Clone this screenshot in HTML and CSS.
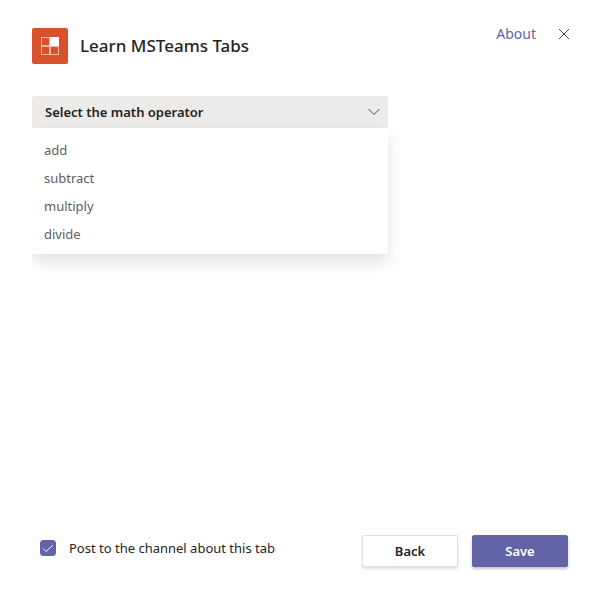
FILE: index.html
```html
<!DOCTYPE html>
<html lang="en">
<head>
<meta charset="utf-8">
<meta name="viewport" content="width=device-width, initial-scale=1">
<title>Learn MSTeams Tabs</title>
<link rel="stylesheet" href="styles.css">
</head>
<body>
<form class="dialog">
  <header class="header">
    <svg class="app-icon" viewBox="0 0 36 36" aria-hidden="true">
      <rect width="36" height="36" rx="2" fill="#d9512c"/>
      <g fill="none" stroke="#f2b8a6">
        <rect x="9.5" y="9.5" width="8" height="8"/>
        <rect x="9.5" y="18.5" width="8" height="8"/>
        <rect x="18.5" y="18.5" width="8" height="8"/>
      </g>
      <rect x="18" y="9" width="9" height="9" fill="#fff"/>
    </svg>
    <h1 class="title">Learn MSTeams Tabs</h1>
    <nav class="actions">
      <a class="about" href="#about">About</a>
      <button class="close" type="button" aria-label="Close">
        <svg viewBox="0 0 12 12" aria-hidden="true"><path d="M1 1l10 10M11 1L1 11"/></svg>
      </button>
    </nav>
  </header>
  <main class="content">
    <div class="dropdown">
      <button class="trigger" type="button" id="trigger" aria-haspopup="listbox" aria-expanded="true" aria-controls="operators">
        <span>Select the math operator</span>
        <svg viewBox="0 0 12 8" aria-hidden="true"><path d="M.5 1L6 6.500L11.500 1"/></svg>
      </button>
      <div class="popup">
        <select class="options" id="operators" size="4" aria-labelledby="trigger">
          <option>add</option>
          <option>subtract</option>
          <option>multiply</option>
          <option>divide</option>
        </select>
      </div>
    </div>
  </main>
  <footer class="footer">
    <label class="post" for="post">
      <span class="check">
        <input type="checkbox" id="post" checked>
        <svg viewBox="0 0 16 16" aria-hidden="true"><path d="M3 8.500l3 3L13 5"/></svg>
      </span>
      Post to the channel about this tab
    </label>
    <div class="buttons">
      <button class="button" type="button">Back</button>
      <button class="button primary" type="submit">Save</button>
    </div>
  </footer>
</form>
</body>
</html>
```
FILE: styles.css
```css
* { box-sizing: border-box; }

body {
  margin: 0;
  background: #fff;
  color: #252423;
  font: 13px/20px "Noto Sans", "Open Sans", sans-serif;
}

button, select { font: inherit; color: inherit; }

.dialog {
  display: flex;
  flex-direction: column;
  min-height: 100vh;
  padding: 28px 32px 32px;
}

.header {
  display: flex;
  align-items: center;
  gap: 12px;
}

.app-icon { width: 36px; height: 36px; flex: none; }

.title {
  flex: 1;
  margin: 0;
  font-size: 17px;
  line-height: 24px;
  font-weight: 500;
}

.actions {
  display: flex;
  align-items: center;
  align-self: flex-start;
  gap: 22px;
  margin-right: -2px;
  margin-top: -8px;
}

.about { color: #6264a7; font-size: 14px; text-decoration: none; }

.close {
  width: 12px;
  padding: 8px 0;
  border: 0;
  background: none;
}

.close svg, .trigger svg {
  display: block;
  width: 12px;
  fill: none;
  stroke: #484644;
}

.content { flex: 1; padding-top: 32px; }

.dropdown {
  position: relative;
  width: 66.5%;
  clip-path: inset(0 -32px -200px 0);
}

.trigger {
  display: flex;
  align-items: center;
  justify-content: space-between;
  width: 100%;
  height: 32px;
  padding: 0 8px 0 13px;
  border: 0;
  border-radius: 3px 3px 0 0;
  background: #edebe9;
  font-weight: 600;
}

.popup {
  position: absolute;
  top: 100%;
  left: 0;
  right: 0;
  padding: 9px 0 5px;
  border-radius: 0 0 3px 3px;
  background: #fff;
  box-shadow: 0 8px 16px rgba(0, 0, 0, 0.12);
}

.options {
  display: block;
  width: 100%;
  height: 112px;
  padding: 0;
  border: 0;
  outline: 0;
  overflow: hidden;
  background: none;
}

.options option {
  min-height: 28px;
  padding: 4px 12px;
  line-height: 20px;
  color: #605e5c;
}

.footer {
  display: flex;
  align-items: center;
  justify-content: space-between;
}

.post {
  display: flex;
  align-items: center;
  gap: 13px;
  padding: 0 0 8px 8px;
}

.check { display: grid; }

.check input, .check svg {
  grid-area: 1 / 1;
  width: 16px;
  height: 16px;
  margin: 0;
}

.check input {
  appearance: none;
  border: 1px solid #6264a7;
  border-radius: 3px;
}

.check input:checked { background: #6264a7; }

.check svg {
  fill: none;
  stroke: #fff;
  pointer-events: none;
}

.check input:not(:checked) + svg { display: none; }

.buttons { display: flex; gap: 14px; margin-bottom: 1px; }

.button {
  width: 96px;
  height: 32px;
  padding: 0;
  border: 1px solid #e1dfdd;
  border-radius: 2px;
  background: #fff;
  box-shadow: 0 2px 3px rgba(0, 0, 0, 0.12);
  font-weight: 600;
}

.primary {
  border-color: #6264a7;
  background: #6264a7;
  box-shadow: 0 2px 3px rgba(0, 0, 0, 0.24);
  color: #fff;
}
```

▶ Stated task: Quote in full the listing given above; the images are to be left out.

▶ Final answer:
Clone this screenshot in HTML and CSS.
FILE: index.html
```html
<!DOCTYPE html>
<html lang="en">
<head>
<meta charset="utf-8">
<meta name="viewport" content="width=device-width, initial-scale=1">
<title>Learn MSTeams Tabs</title>
<link rel="stylesheet" href="styles.css">
</head>
<body>
<form class="dialog">
  <header class="header">
    <svg class="app-icon" viewBox="0 0 36 36" aria-hidden="true">
      <rect width="36" height="36" rx="2" fill="#d9512c"/>
      <g fill="none" stroke="#f2b8a6">
        <rect x="9.5" y="9.5" width="8" height="8"/>
        <rect x="9.5" y="18.5" width="8" height="8"/>
        <rect x="18.5" y="18.5" width="8" height="8"/>
      </g>
      <rect x="18" y="9" width="9" height="9" fill="#fff"/>
    </svg>
    <h1 class="title">Learn MSTeams Tabs</h1>
    <nav class="actions">
      <a class="about" href="#about">About</a>
      <button class="close" type="button" aria-label="Close">
        <svg viewBox="0 0 12 12" aria-hidden="true"><path d="M1 1l10 10M11 1L1 11"/></svg>
      </button>
    </nav>
  </header>
  <main class="content">
    <div class="dropdown">
      <button class="trigger" type="button" id="trigger" aria-haspopup="listbox" aria-expanded="true" aria-controls="operators">
        <span>Select the math operator</span>
        <svg viewBox="0 0 12 8" aria-hidden="true"><path d="M.5 1L6 6.500L11.500 1"/></svg>
      </button>
      <div class="popup">
        <select class="options" id="operators" size="4" aria-labelledby="trigger">
          <option>add</option>
          <option>subtract</option>
          <option>multiply</option>
          <option>divide</option>
        </select>
      </div>
    </div>
  </main>
  <footer class="footer">
    <label class="post" for="post">
      <span class="check">
        <input type="checkbox" id="post" checked>
        <svg viewBox="0 0 16 16" aria-hidden="true"><path d="M3 8.500l3 3L13 5"/></svg>
      </span>
      Post to the channel about this tab
    </label>
    <div class="buttons">
      <button class="button" type="button">Back</button>
      <button class="button primary" type="submit">Save</button>
    </div>
  </footer>
</form>
</body>
</html>
```
FILE: styles.css
```css
* { box-sizing: border-box; }

body {
  margin: 0;
  background: #fff;
  color: #252423;
  font: 13px/20px "Noto Sans", "Open Sans", sans-serif;
}

button, select { font: inherit; color: inherit; }

.dialog {
  display: flex;
  flex-direction: column;
  min-height: 100vh;
  padding: 28px 32px 32px;
}

.header {
  display: flex;
  align-items: center;
  gap: 12px;
}

.app-icon { width: 36px; height: 36px; flex: none; }

.title {
  flex: 1;
  margin: 0;
  font-size: 17px;
  line-height: 24px;
  font-weight: 500;
}

.actions {
  display: flex;
  align-items: center;
  align-self: flex-start;
  gap: 22px;
  margin-right: -2px;
  margin-top: -8px;
}

.about { color: #6264a7; font-size: 14px; text-decoration: none; }

.close {
  width: 12px;
  padding: 8px 0;
  border: 0;
  background: none;
}

.close svg, .trigger svg {
  display: block;
  width: 12px;
  fill: none;
  stroke: #484644;
}

.content { flex: 1; padding-top: 32px; }

.dropdown {
  position: relative;
  width: 66.5%;
  clip-path: inset(0 -32px -200px 0);
}

.trigger {
  display: flex;
  align-items: center;
  justify-content: space-between;
  width: 100%;
  height: 32px;
  padding: 0 8px 0 13px;
  border: 0;
  border-radius: 3px 3px 0 0;
  background: #edebe9;
  font-weight: 600;
}

.popup {
  position: absolute;
  top: 100%;
  left: 0;
  right: 0;
  padding: 9px 0 5px;
  border-radius: 0 0 3px 3px;
  background: #fff;
  box-shadow: 0 8px 16px rgba(0, 0, 0, 0.12);
}

.options {
  display: block;
  width: 100%;
  height: 112px;
  padding: 0;
  border: 0;
  outline: 0;
  overflow: hidden;
  background: none;
}

.options option {
  min-height: 28px;
  padding: 4px 12px;
  line-height: 20px;
  color: #605e5c;
}

.footer {
  display: flex;
  align-items: center;
  justify-content: space-between;
}

.post {
  display: flex;
  align-items: center;
  gap: 13px;
  padding: 0 0 8px 8px;
}

.check { display: grid; }

.check input, .check svg {
  grid-area: 1 / 1;
  width: 16px;
  height: 16px;
  margin: 0;
}

.check input {
  appearance: none;
  border: 1px solid #6264a7;
  border-radius: 3px;
}

.check input:checked { background: #6264a7; }

.check svg {
  fill: none;
  stroke: #fff;
  pointer-events: none;
}

.check input:not(:checked) + svg { display: none; }

.buttons { display: flex; gap: 14px; margin-bottom: 1px; }

.button {
  width: 96px;
  height: 32px;
  padding: 0;
  border: 1px solid #e1dfdd;
  border-radius: 2px;
  background: #fff;
  box-shadow: 0 2px 3px rgba(0, 0, 0, 0.12);
  font-weight: 600;
}

.primary {
  border-color: #6264a7;
  background: #6264a7;
  box-shadow: 0 2px 3px rgba(0, 0, 0, 0.24);
  color: #fff;
}
```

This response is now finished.